At bar 44 is another instance of a clearly defined secondary V9.


And here are even more just a few bars later.


The climax chord (bars 67-68) is a V9 with more iterations of the ninth than I have seen anywhere else to date. At bar 72 is the chord from bar 12, now in root position, and as a surprise G9 appears in the final bars without function, as part of a coloristic wedge figure.

By comparison, "Only of Thee and Me" has just one point of interest, and it's a dominant 7th with raised 5th that only becomes a ninth chord (still with raised 5th) when the voice puts in a "throw-away" note D5. The first time (end of the first verse) D5 disappears for sake of A4; the second time (third verse and ending) it acts as ^6 resolving upward to ^8.




Sunday, June 26, 2022

Eight songs by Marion Bauer, part 1

Twelve songs by Marion Bauer are readily available through IMSLP. Of those, eight make use of major dominant ninth harmonies: "The Epitaph of a Butterfly," "Gold of the Day and Night," "Night in the Woods," "Only of Thee and Me," "A Parable," "Roses Breathe in the Night," "Send Me a Dream," and "Thoughts." I am uncertain of composition dates; IMSLP has publication dates of 1912 for "Send Me a Dream," 1914 for "Only of Thee and Me," and 1921 for the others. These correspond to the copyright notices.

The poets are Thomas Walsh (Epitaph), Katharine Adams (Gold; Thoughts), Edward Rowland Sill (Night), Louis Untermeyer (Only), Stephen Crane (Parable), Margaret Widdemer (Roses), and Emilie Francis Bauer (Send).

The first of the eight--"The Epitaph of a Butterfly"--is remarkable in being grounded on a G9 harmony. Treatment of V9 in the others is more typical of American songs in the period after about 1890, both in operettas and musicals and for domestic or recital use.

I'll begin with "The Epitaph of a Butterfly"--see the score below. The poem is a brief narrative of a butterfly in late autumn, falling into a pool to die.
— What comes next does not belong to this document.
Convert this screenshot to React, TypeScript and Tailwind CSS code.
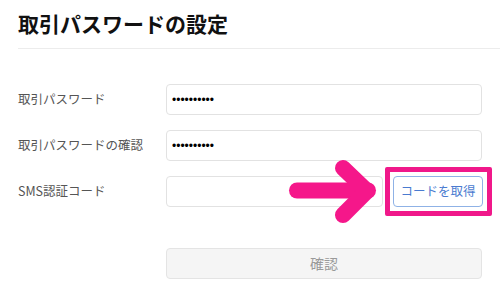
import React from "react";

export default function App() {
  return (
    <div
      className="relative w-[500px] h-[301px] bg-white overflow-hidden pl-[18px]"
      style={{ fontFamily: '"Noto Sans CJK JP", "Noto Sans", sans-serif' }}
    >
      <div className="h-[49px] flex items-center border-b border-[#ececec]">
        <h1 className="text-[21px] font-bold text-[#111] leading-none -mt-[1px]">取引パスワードの設定</h1>
      </div>

      <div className="mt-[35px] flex flex-col gap-[15px]">
        <div className="flex items-center">
          <div className="w-[148px] text-[12.5px] text-[#555]">取引パスワード</div>
          <input
            type="password"
            readOnly
            value="1234567890"
            className="w-[316px] h-[31px] border border-[#e2e2e2] rounded-[4px] px-[5px] text-[12px] text-black outline-none"
            style={{ fontFamily: '"Liberation Sans", Arial, sans-serif' }}
          />
        </div>
        <div className="flex items-center">
          <div className="w-[148px] text-[12.5px] text-[#555]">取引パスワードの確認</div>
          <input
            type="password"
            readOnly
            value="1234567890"
            className="w-[316px] h-[31px] border border-[#e2e2e2] rounded-[4px] px-[5px] text-[12px] text-black outline-none"
            style={{ fontFamily: '"Liberation Sans", Arial, sans-serif' }}
          />
        </div>
        <div className="flex items-center">
          <div className="w-[148px] text-[12.5px] text-[#555]">SMS認証コード</div>
          <input
            type="text"
            readOnly
            value=""
            className="w-[217px] h-[31px] border border-[#e2e2e2] rounded-[4px] px-[5px] text-[12px] outline-none"
          />
          <div className="relative ml-[10px]">
            <button className="w-[90px] h-[31px] border border-[#8fb2e6] rounded-[4px] bg-white text-[12.5px] text-[#4a7bd0] flex items-center justify-center">
              コードを取得
            </button>
            <div className="absolute left-[-8px] top-[-9px] w-[107px] h-[49px] border-[5px] border-[#f0188a] rounded-[2px] pointer-events-none" />
          </div>
        </div>
      </div>

      <div className="mt-[41px] flex">
        <div className="w-[148px]" />
        <button className="w-[316px] h-[31px] border border-[#e4e4e4] rounded-[4px] bg-[#f5f5f5] text-[14px] text-[#9a9a9a] flex items-center justify-center">
          確認
        </button>
      </div>

      <svg
        className="absolute left-[280px] top-[155px] pointer-events-none"
        width="110"
        height="75"
        viewBox="0 0 110 75"
      >
        <g stroke="#f5178a" strokeWidth="16" strokeLinecap="round" strokeLinejoin="round" fill="none">
          <line x1="17" y1="35.5" x2="88" y2="35.5" />
          <polyline points="63,13 87,36 63,60" />
        </g>
      </svg>
    </div>
  );
}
The imagery of light and color were an invitation to write in an Impressionist style that reminds me, at least, of Griffes' song "Symphony in Yellow" and perhaps even the opening of "The White Peacock." (Bauer and Griffes were friends, incidentally.)



I have ventured a chordal reduction below and emphasize that it is both informal and biased. The former is inevitable, the latter acknowledges that I have firmly resisted any further reduction to triad abstractions or even to a more plausible series of chord roots. In any case, observe that the chordal repertoire is entirely major dominant sevenths (on G, A) and ninths (on G, C, Eb, B), half-diminished sevenths (on G, B) and a mixture of major seventh and add6 (on C).


Here is an annotated version of bars 7-16 (with chord roots added in bars 9-10). The passage begins with a familiar succession of roots in fifths and thirds (G, C, Eb, implied Ab to follow) but with dominant ninth chords. After that is some typical late-19th century chromaticism relying heavily on the ambiguous half-diminished seventh chord. The shift is easily explained by the contrasting texts: "hope" in bars 7-10, followed by a vain search for a "comrade." Finally, note the curiously traditional 2-3 bass suspension at the end (2-3 or 9-10 being the only bass suspension allowed in ancient counterpoint). Also, the V7/ii itself can be explained by separating out the left-hand elements in bar 17--see the end of the example below. The first thing we hear is in fact ii, not V, as iiadd6; only on the third quarter beat is the bass G2 sounded. Although the overall effect here is certainly that of a break, the harmony does offer some continuity.




Thursday, June 23, 2022

5-34 and its hexachords--V#11

This is a follow-up to the previous post, where I showed what happens when you expand the major dominant ninth (seen as a pc-set) by a note. Here I will take the first of the hexachords generated that way--see below--and go the reverse direction, successively removing a note to generate its six constituent pentachords.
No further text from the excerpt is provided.